According to the Department of Housing and Urban Development, the maximum FHA loan amount in high-cost areas is $1,149,825 in 2024. In lower-cost areas, the FHA limit is set based on county property values. These are the limits for one-unit properties. If you have multiple units, limits may be higher.
FHA interest rates can be competitive compared to conventional mortgages. This is because the government backing allows lenders to offer a lower rate. The rate depends on several factors including the prevailing interest rates, your income, credit score, the amount you plan to borrow, your down payment amount, DTI ratio, and more.
Usually, the property financed must be your principal residence and must be owner-occupied.

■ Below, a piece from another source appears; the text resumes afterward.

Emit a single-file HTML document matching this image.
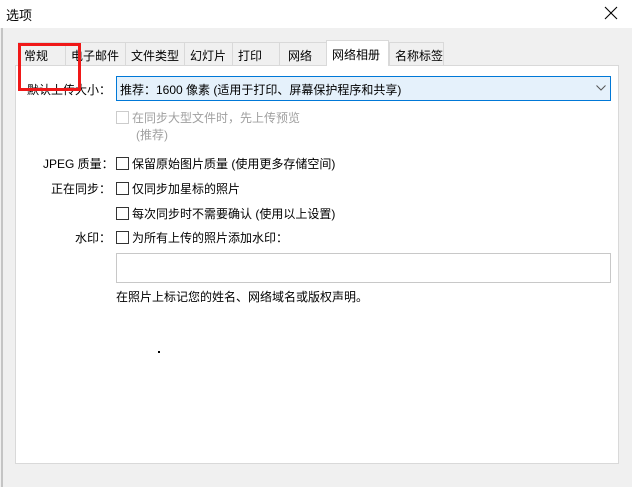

In other words, the FHA loan program is not intended for investment or rental properties.
Detached and semi-detached houses, townhouses, rowhouses, and condominiums within FHA-approved condo projects are all eligible for FHA financing.
If your credit score is between 500 and 579, you may be able to secure an FHA loan, assuming you can afford a down payment of 10%
If your credit score is 580 or higher, you can get an FHA loan with a down payment of as little as 3.5%
A lender will look at your work history for the last two years and your payment history for bills such as utility and rent payment.
A lender will review tax returns, a current year-to-date balance sheet, and a profit-and-loss statement.
If you have been self-employed for less than two years, but more than 1 year, you may still qualify if you have a solid work and income history in tha same or a related occupation before becoming self-employed.
Your mortgage payment, HOA fees, property taxes, mortgage insurance, and homeowners insurance should be less than 31% of your gross income. Lenders call this front-end-ratio.
Meanwhile, your back-end-ratio, which consists or your mortgage payment and all other monthly consumer debts, should be less than 43% of your gross income.